Ask most business owners what data their company holds, and the answer comes quickly: customer accounts, email lists, purchase records, maybe employee payroll files. All of it digital, all of it in systems. The DPDP Act applies to digital data, so the scope is clear. The compliance team knows what to look at.

This is a comfortable picture. It is also incomplete — and the gap between it and reality is where some of the most significant DPDP Act exposure sits.

What the Act Actually Says

The Digital Personal Data Protection Act, 2023 covers digital personal data — personal data in digital form. That much is widely understood. What is less appreciated is the second half of the definition: the Act also applies to personal data that was originally collected in non-digital form and has subsequently been digitised.

The Act does not care where the data journey began. It cares where it ends up. The moment personal data moves into digital form — regardless of how it was originally collected — the full framework applies.

"The Act does not care where the data journey began. It cares where it ends up." — Shashank Sharma

The Data You May Have Forgotten You Hold

Consider what this means in practice. A bank branch collects a paper KYC form from a new customer. The form is scanned and uploaded to the bank's document management system. That scanned image — and every field extracted from it — is now digital personal data under the DPDP Act.
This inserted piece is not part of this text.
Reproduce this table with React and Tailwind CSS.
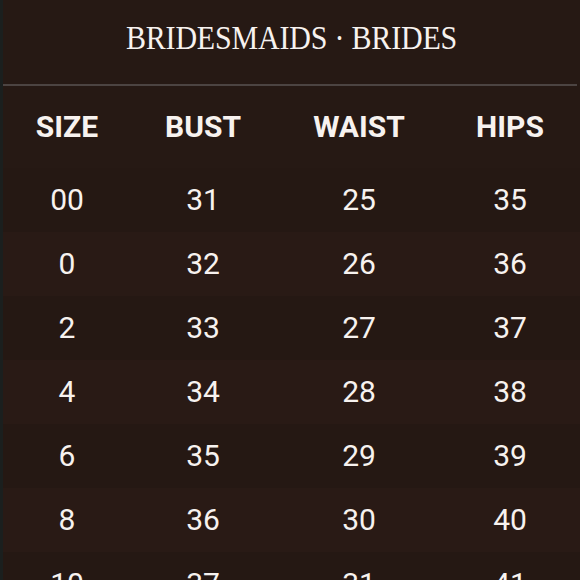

A hospital receives a handwritten prescription from a patient. The prescription details are entered by a pharmacist into the hospital's electronic health record system. That entry is digital personal data. So is the scanned copy of the original prescription.

A company collects a physical employment application from a walk-in candidate. The HR team photographs it, attaches it to the candidate's profile in their recruitment software, and manually keys the key details into the system. All of it — the photo, the keyed data — is now in scope.
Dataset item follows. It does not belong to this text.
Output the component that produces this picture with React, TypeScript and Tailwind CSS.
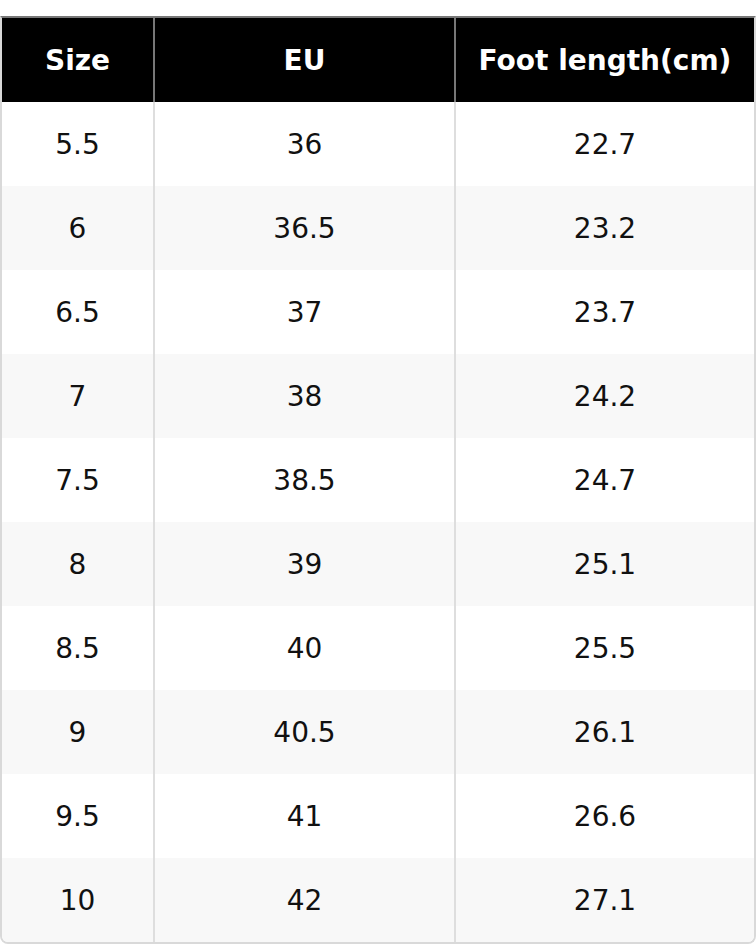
import React from "react";

const rows: [string, string, string][] = [
  ["5.5", "36", "22.7"],
  ["6", "36.5", "23.2"],
  ["6.5", "37", "23.7"],
  ["7", "38", "24.2"],
  ["7.5", "38.5", "24.7"],
  ["8", "39", "25.1"],
  ["8.5", "40", "25.5"],
  ["9", "40.5", "26.1"],
  ["9.5", "41", "26.6"],
  ["10", "42", "27.1"],
];

export default function App() {
  return (
    <div className="w-[756px] h-[944px] bg-white pt-[16px]" style={{ fontFamily: '"DejaVu Sans", sans-serif' }}>
      <div className="border-2 border-[#d9d9d9] border-t-[#777] rounded-b-[8px] overflow-hidden">
        <div className="grid grid-cols-[153px_301px_1fr] h-[84px] bg-black text-white font-bold text-[28px]">
          <div className="flex items-center justify-center pt-[2px] border-r-2 border-[#777]">Size</div>
          <div className="flex items-center justify-center pt-[2px] border-r-2 border-[#777]">EU</div>
          <div className="flex items-center justify-center pt-[2px]">Foot length(cm)</div>
        </div>
        {rows.map((r, i) => (
          <div
            key={i}
            className={`grid grid-cols-[153px_301px_1fr] h-[84px] text-[28px] text-[#111] ${i % 2 === 1 ? "bg-[#f8f8f8]" : "bg-white"}`}
          >
            <div className="flex items-center justify-center pt-[2px] border-r-2 border-[#dedede]">{r[0]}</div>
            <div className="flex items-center justify-center pt-[2px] border-r-2 border-[#dedede]">{r[1]}</div>
            <div className="flex items-center justify-center pt-[2px]">{r[2]}</div>
          </div>
        ))}
      </div>
    </div>
  );
}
An event organiser collects attendee registrations on paper at the venue. At the end of the day, a staff member enters the names, phone numbers, and email addresses into a spreadsheet. That spreadsheet is personal data under the DPDP Act, subject to consent requirements, retention limits, and all other obligations the Act imposes.
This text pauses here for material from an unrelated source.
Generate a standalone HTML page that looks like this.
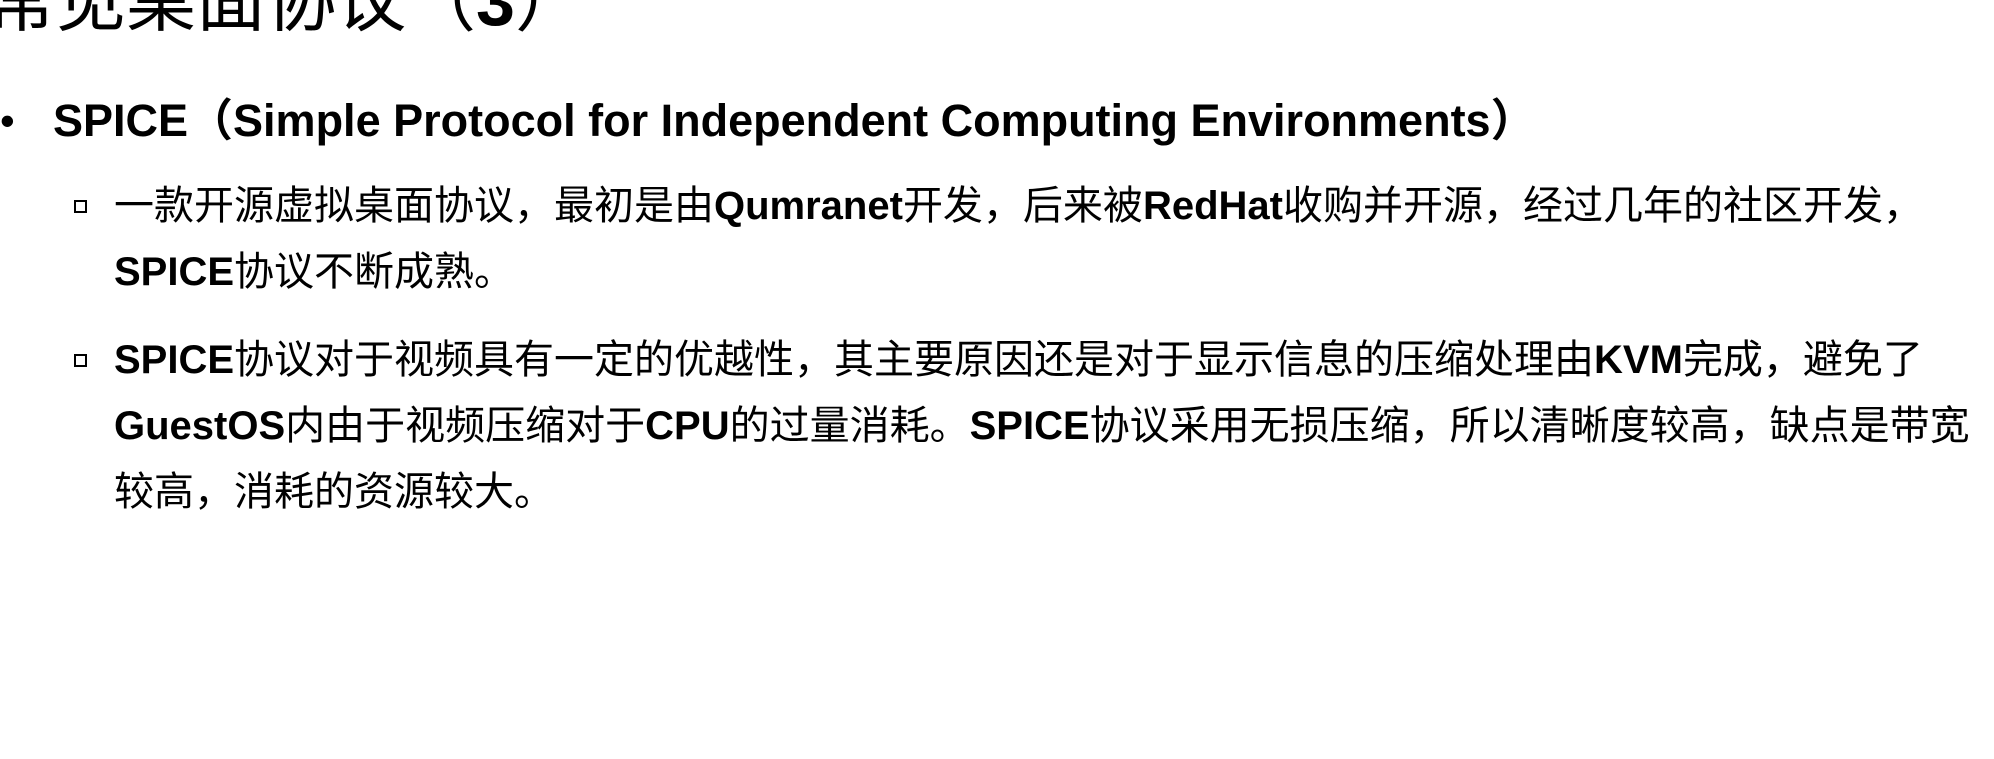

Why This Creates Real Exposure

The compliance programmes most businesses have built — where they exist at all — are typically oriented around digital collection points: website forms, app onboarding screens, checkout flows. These are the visible, designed touchpoints where consent can most easily be obtained and recorded.

Offline-to-digital data flows are different. They are often informal, distributed across departments, and handled by people who are not thinking about data protection at all. The receptionist who photographs a visitor's business card and saves it to a contacts app. The sales executive who photographs a signed term sheet and uploads it to the shared drive. The accounts team that scans and files supplier invoices containing individual contact details. None of these are technology decisions. They are daily habits — and each of them creates digital personal data within the meaning of the Act.

The Consent Question No One Has Asked

The more uncomfortable issue is consent. When a customer filled in a paper form three years ago, was the purpose of collecting that data adequately explained? Was it made clear that the data would be digitised, retained indefinitely, and potentially shared with third-party systems? Was consent to all of that obtained in a manner that would satisfy the DPDP Act's standard — free, specific, informed, unconditional, and unambiguous?

For most businesses, the honest answer is no. Legacy data collected before the DPDP Act came into force presents a genuine question about whether that data can continue to be processed — and on what basis. The Act does not provide an amnesty for pre-existing data. It requires that data processing be lawful, and consent is the primary basis for that lawfulness.

Where To Start

A meaningful DPDP Act compliance programme cannot begin and end with a review of your digital systems. It needs to include a deliberate audit of how personal data enters your organisation in physical form and where it goes once it does.

That means mapping the offline-to-digital conversion points across the business: HR onboarding, customer intake processes, visitor management, paper-based contracts, physically collected feedback, in-person event registrations. It means asking, for each of those flows, whether adequate consent was obtained at the point of collection, and whether the purpose for which the data was collected has been properly communicated.

It also means establishing a policy for legacy data — deciding, on a defensible basis, which historical data you have sufficient consent to retain, which data should be deleted, and how future physical collection processes will be designed to meet the Act's standards from the point of collection onward.

The businesses that conduct this audit now will find the exercise manageable. Those that wait until they receive a complaint or inquiry from the Data Protection Board will find it considerably less so.